Quick reference checklist

  • The outcome at the top is a specific, measurable metric the team tracks weekly.
  • Opportunities come from user research, not from team brainstorming alone.
  • No more than three to five active opportunities sit under the outcome at once.
  • Each opportunity is specific enough to suggest a direction for solutions.
  • Every solution traces back to at least one researched opportunity.
  • The riskiest assumption behind each solution is named before building starts.
  • Each assumption test targets a single assumption and can run in under a week.
  • The tree has changed in the last two weeks based on new learning.
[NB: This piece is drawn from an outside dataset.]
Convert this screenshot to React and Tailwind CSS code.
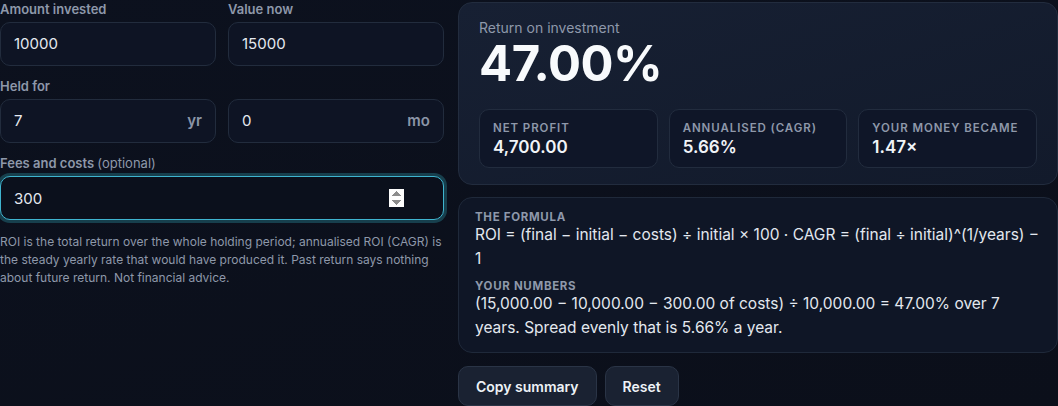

The opportunity solution tree does not make product decisions easier. It makes the reasoning behind them visible. That visibility turns hunches into testable bets and roadmaps into something a team can defend with evidence rather than opinion.

A reasonable starting point is to pick one outcome your team is pursuing this quarter and list the opportunities that user research has surfaced for it. Two layers of the tree, written on a whiteboard, are enough to show whether the thinking holds up.